§ **WHAT YOU WILL DO**
Write out the listing below exactly, and omit any images you find in it.

(Stored items)
(begin)

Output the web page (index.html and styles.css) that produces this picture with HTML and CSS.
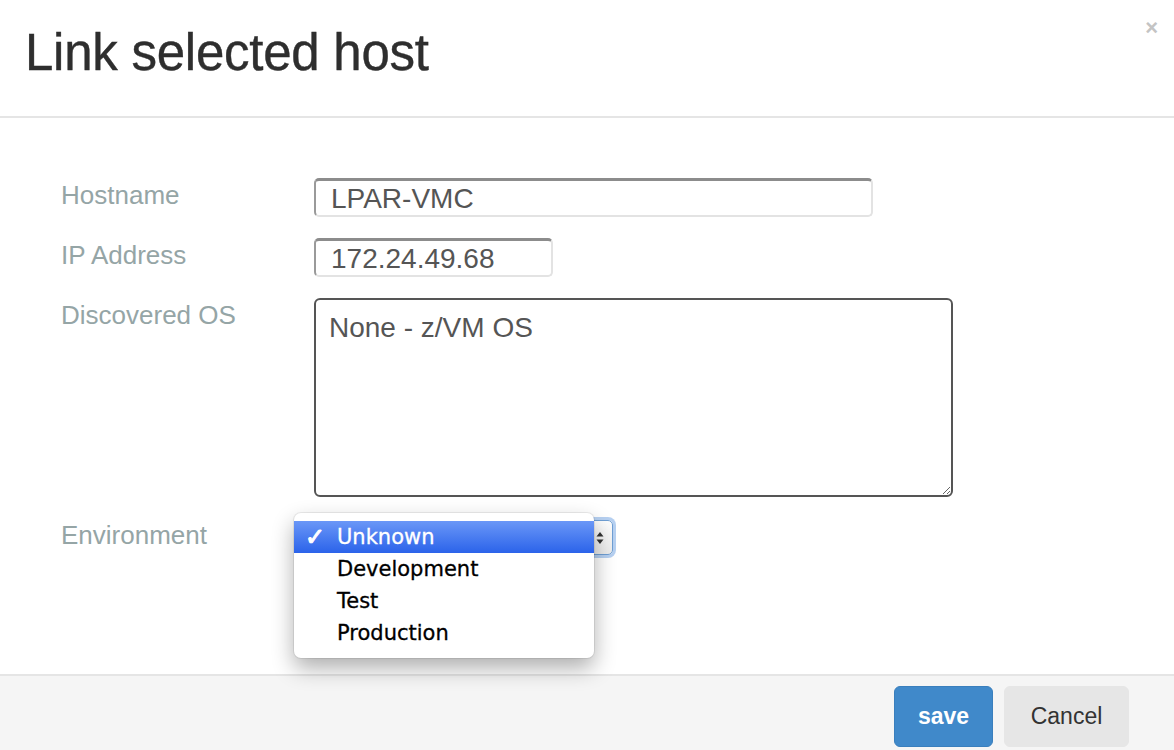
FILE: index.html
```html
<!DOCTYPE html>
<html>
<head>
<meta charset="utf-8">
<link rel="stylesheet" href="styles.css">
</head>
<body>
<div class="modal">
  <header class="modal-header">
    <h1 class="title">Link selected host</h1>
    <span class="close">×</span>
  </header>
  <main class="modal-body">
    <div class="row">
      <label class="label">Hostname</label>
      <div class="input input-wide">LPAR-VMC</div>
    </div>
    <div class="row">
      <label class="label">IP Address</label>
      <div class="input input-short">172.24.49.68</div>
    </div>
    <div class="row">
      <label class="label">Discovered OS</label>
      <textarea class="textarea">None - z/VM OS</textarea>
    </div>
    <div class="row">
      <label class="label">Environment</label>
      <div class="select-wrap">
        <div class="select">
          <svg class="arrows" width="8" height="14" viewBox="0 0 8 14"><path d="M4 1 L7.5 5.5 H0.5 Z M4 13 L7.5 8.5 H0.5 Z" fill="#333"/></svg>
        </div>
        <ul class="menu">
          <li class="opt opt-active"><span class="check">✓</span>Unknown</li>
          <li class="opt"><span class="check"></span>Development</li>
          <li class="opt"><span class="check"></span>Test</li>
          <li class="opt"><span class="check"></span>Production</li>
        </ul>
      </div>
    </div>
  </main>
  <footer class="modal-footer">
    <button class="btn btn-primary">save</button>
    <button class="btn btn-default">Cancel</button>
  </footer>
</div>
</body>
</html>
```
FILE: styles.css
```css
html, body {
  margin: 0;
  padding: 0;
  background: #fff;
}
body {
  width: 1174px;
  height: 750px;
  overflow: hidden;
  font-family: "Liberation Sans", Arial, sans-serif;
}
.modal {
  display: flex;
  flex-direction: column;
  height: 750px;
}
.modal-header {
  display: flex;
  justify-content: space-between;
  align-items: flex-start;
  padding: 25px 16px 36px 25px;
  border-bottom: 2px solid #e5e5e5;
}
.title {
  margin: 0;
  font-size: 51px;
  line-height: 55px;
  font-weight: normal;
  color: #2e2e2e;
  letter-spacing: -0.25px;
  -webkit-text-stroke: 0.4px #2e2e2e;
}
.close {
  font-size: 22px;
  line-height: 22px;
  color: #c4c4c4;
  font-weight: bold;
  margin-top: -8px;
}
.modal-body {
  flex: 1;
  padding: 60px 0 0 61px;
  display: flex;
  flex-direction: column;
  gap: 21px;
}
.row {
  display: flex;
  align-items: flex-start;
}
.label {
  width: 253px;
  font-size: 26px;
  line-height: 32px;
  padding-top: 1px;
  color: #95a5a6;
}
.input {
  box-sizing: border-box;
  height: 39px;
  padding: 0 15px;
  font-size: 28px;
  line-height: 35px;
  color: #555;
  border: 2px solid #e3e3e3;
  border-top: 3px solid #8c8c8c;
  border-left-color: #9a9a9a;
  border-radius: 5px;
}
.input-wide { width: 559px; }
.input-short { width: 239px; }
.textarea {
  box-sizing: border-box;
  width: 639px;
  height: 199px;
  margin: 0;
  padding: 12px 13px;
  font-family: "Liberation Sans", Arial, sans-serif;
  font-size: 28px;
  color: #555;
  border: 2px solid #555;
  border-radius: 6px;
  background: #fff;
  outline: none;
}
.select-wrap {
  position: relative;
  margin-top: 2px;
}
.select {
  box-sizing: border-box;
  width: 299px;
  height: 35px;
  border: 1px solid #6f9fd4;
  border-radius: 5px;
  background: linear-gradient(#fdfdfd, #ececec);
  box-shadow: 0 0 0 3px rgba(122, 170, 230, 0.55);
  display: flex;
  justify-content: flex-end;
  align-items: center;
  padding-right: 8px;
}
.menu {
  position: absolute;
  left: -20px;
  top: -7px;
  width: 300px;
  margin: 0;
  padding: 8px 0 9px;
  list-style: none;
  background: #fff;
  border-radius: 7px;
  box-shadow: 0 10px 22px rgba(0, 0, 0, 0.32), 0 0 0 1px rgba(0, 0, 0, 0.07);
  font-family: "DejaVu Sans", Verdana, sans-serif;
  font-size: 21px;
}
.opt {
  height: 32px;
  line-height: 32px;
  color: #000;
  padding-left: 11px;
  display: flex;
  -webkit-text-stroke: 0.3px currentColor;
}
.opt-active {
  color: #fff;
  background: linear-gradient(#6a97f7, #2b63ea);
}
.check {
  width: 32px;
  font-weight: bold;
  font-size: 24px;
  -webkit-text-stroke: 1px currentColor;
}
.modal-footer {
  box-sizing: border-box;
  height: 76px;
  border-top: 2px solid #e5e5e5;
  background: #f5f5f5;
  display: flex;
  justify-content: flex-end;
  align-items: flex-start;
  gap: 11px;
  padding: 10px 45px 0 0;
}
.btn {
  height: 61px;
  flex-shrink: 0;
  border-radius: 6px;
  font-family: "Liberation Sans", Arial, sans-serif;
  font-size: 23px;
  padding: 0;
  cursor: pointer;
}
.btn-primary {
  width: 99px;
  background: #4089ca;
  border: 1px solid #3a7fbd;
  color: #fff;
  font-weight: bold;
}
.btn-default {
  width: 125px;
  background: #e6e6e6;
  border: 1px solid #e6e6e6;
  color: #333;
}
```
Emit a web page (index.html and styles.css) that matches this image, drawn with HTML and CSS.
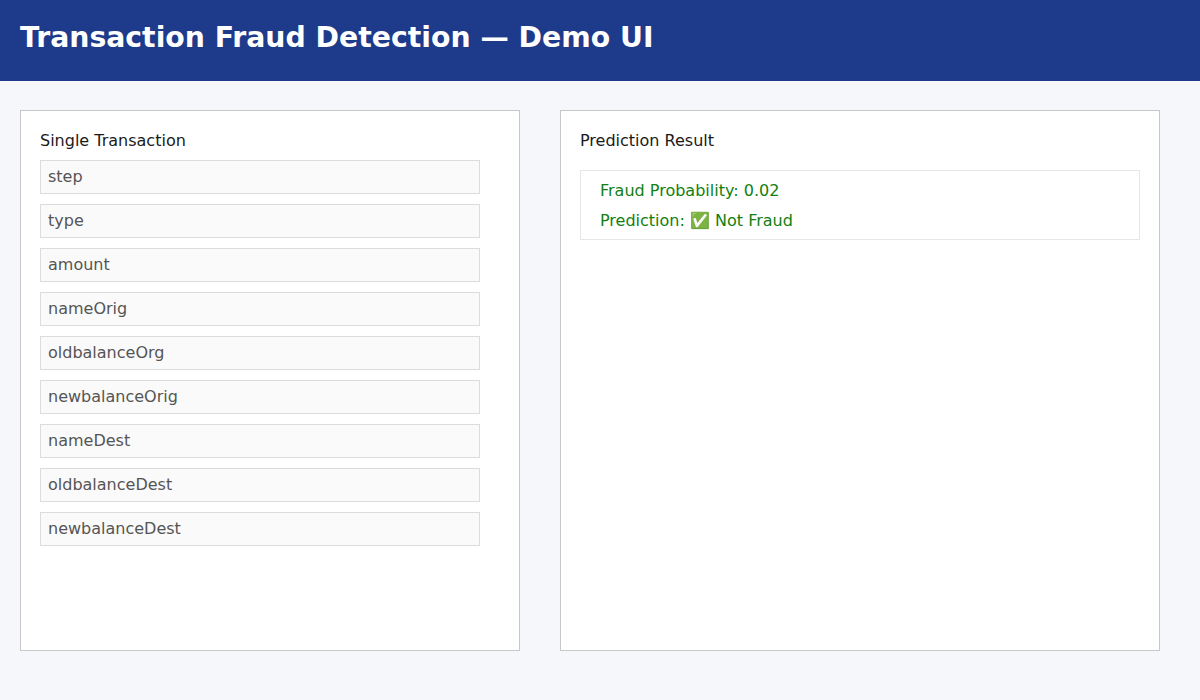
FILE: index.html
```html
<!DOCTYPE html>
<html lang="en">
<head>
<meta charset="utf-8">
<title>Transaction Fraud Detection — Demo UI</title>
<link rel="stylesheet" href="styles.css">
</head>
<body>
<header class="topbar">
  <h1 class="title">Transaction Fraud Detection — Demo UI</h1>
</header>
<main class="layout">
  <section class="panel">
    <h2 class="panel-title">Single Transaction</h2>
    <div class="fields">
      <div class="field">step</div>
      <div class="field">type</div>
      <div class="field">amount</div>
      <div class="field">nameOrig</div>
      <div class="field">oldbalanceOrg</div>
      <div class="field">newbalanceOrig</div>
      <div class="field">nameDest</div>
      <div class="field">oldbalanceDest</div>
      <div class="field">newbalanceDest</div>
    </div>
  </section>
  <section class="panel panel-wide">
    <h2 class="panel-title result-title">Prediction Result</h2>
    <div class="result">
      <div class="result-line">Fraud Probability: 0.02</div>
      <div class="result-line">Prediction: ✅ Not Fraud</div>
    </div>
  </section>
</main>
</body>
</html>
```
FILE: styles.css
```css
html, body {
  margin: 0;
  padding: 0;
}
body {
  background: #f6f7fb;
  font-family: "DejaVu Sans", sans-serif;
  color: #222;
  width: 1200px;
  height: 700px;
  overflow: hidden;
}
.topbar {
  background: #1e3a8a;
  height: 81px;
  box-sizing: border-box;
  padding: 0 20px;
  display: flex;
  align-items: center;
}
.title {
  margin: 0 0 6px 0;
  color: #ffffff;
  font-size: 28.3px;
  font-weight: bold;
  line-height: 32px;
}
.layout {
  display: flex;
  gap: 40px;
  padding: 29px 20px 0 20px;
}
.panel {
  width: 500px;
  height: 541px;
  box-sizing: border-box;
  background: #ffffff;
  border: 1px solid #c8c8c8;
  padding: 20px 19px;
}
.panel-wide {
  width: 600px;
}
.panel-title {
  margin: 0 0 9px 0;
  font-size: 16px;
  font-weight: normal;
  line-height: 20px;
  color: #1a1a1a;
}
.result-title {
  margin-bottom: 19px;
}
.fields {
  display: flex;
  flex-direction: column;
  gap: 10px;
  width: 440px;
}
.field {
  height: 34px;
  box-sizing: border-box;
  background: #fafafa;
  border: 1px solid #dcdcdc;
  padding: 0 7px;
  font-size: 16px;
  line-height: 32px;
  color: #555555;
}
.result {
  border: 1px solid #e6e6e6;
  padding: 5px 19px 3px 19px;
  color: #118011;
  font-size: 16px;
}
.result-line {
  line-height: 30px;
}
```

(end)

§ **THE SOLUTION**
Output the web page (index.html and styles.css) that produces this picture with HTML and CSS.
FILE: index.html
```html
<!DOCTYPE html>
<html>
<head>
<meta charset="utf-8">
<link rel="stylesheet" href="styles.css">
</head>
<body>
<div class="modal">
  <header class="modal-header">
    <h1 class="title">Link selected host</h1>
    <span class="close">×</span>
  </header>
  <main class="modal-body">
    <div class="row">
      <label class="label">Hostname</label>
      <div class="input input-wide">LPAR-VMC</div>
    </div>
    <div class="row">
      <label class="label">IP Address</label>
      <div class="input input-short">172.24.49.68</div>
    </div>
    <div class="row">
      <label class="label">Discovered OS</label>
      <textarea class="textarea">None - z/VM OS</textarea>
    </div>
    <div class="row">
      <label class="label">Environment</label>
      <div class="select-wrap">
        <div class="select">
          <svg class="arrows" width="8" height="14" viewBox="0 0 8 14"><path d="M4 1 L7.5 5.5 H0.5 Z M4 13 L7.5 8.5 H0.5 Z" fill="#333"/></svg>
        </div>
        <ul class="menu">
          <li class="opt opt-active"><span class="check">✓</span>Unknown</li>
          <li class="opt"><span class="check"></span>Development</li>
          <li class="opt"><span class="check"></span>Test</li>
          <li class="opt"><span class="check"></span>Production</li>
        </ul>
      </div>
    </div>
  </main>
  <footer class="modal-footer">
    <button class="btn btn-primary">save</button>
    <button class="btn btn-default">Cancel</button>
  </footer>
</div>
</body>
</html>
```
FILE: styles.css
```css
html, body {
  margin: 0;
  padding: 0;
  background: #fff;
}
body {
  width: 1174px;
  height: 750px;
  overflow: hidden;
  font-family: "Liberation Sans", Arial, sans-serif;
}
.modal {
  display: flex;
  flex-direction: column;
  height: 750px;
}
.modal-header {
  display: flex;
  justify-content: space-between;
  align-items: flex-start;
  padding: 25px 16px 36px 25px;
  border-bottom: 2px solid #e5e5e5;
}
.title {
  margin: 0;
  font-size: 51px;
  line-height: 55px;
  font-weight: normal;
  color: #2e2e2e;
  letter-spacing: -0.25px;
  -webkit-text-stroke: 0.4px #2e2e2e;
}
.close {
  font-size: 22px;
  line-height: 22px;
  color: #c4c4c4;
  font-weight: bold;
  margin-top: -8px;
}
.modal-body {
  flex: 1;
  padding: 60px 0 0 61px;
  display: flex;
  flex-direction: column;
  gap: 21px;
}
.row {
  display: flex;
  align-items: flex-start;
}
.label {
  width: 253px;
  font-size: 26px;
  line-height: 32px;
  padding-top: 1px;
  color: #95a5a6;
}
.input {
  box-sizing: border-box;
  height: 39px;
  padding: 0 15px;
  font-size: 28px;
  line-height: 35px;
  color: #555;
  border: 2px solid #e3e3e3;
  border-top: 3px solid #8c8c8c;
  border-left-color: #9a9a9a;
  border-radius: 5px;
}
.input-wide { width: 559px; }
.input-short { width: 239px; }
.textarea {
  box-sizing: border-box;
  width: 639px;
  height: 199px;
  margin: 0;
  padding: 12px 13px;
  font-family: "Liberation Sans", Arial, sans-serif;
  font-size: 28px;
  color: #555;
  border: 2px solid #555;
  border-radius: 6px;
  background: #fff;
  outline: none;
}
.select-wrap {
  position: relative;
  margin-top: 2px;
}
.select {
  box-sizing: border-box;
  width: 299px;
  height: 35px;
  border: 1px solid #6f9fd4;
  border-radius: 5px;
  background: linear-gradient(#fdfdfd, #ececec);
  box-shadow: 0 0 0 3px rgba(122, 170, 230, 0.55);
  display: flex;
  justify-content: flex-end;
  align-items: center;
  padding-right: 8px;
}
.menu {
  position: absolute;
  left: -20px;
  top: -7px;
  width: 300px;
  margin: 0;
  padding: 8px 0 9px;
  list-style: none;
  background: #fff;
  border-radius: 7px;
  box-shadow: 0 10px 22px rgba(0, 0, 0, 0.32), 0 0 0 1px rgba(0, 0, 0, 0.07);
  font-family: "DejaVu Sans", Verdana, sans-serif;
  font-size: 21px;
}
.opt {
  height: 32px;
  line-height: 32px;
  color: #000;
  padding-left: 11px;
  display: flex;
  -webkit-text-stroke: 0.3px currentColor;
}
.opt-active {
  color: #fff;
  background: linear-gradient(#6a97f7, #2b63ea);
}
.check {
  width: 32px;
  font-weight: bold;
  font-size: 24px;
  -webkit-text-stroke: 1px currentColor;
}
.modal-footer {
  box-sizing: border-box;
  height: 76px;
  border-top: 2px solid #e5e5e5;
  background: #f5f5f5;
  display: flex;
  justify-content: flex-end;
  align-items: flex-start;
  gap: 11px;
  padding: 10px 45px 0 0;
}
.btn {
  height: 61px;
  flex-shrink: 0;
  border-radius: 6px;
  font-family: "Liberation Sans", Arial, sans-serif;
  font-size: 23px;
  padding: 0;
  cursor: pointer;
}
.btn-primary {
  width: 99px;
  background: #4089ca;
  border: 1px solid #3a7fbd;
  color: #fff;
  font-weight: bold;
}
.btn-default {
  width: 125px;
  background: #e6e6e6;
  border: 1px solid #e6e6e6;
  color: #333;
}
```
Emit a web page (index.html and styles.css) that matches this image, drawn with HTML and CSS.
FILE: index.html
```html
<!DOCTYPE html>
<html lang="en">
<head>
<meta charset="utf-8">
<title>Transaction Fraud Detection — Demo UI</title>
<link rel="stylesheet" href="styles.css">
</head>
<body>
<header class="topbar">
  <h1 class="title">Transaction Fraud Detection — Demo UI</h1>
</header>
<main class="layout">
  <section class="panel">
    <h2 class="panel-title">Single Transaction</h2>
    <div class="fields">
      <div class="field">step</div>
      <div class="field">type</div>
      <div class="field">amount</div>
      <div class="field">nameOrig</div>
      <div class="field">oldbalanceOrg</div>
      <div class="field">newbalanceOrig</div>
      <div class="field">nameDest</div>
      <div class="field">oldbalanceDest</div>
      <div class="field">newbalanceDest</div>
    </div>
  </section>
  <section class="panel panel-wide">
    <h2 class="panel-title result-title">Prediction Result</h2>
    <div class="result">
      <div class="result-line">Fraud Probability: 0.02</div>
      <div class="result-line">Prediction: ✅ Not Fraud</div>
    </div>
  </section>
</main>
</body>
</html>
```
FILE: styles.css
```css
html, body {
  margin: 0;
  padding: 0;
}
body {
  background: #f6f7fb;
  font-family: "DejaVu Sans", sans-serif;
  color: #222;
  width: 1200px;
  height: 700px;
  overflow: hidden;
}
.topbar {
  background: #1e3a8a;
  height: 81px;
  box-sizing: border-box;
  padding: 0 20px;
  display: flex;
  align-items: center;
}
.title {
  margin: 0 0 6px 0;
  color: #ffffff;
  font-size: 28.3px;
  font-weight: bold;
  line-height: 32px;
}
.layout {
  display: flex;
  gap: 40px;
  padding: 29px 20px 0 20px;
}
.panel {
  width: 500px;
  height: 541px;
  box-sizing: border-box;
  background: #ffffff;
  border: 1px solid #c8c8c8;
  padding: 20px 19px;
}
.panel-wide {
  width: 600px;
}
.panel-title {
  margin: 0 0 9px 0;
  font-size: 16px;
  font-weight: normal;
  line-height: 20px;
  color: #1a1a1a;
}
.result-title {
  margin-bottom: 19px;
}
.fields {
  display: flex;
  flex-direction: column;
  gap: 10px;
  width: 440px;
}
.field {
  height: 34px;
  box-sizing: border-box;
  background: #fafafa;
  border: 1px solid #dcdcdc;
  padding: 0 7px;
  font-size: 16px;
  line-height: 32px;
  color: #555555;
}
.result {
  border: 1px solid #e6e6e6;
  padding: 5px 19px 3px 19px;
  color: #118011;
  font-size: 16px;
}
.result-line {
  line-height: 30px;
}
```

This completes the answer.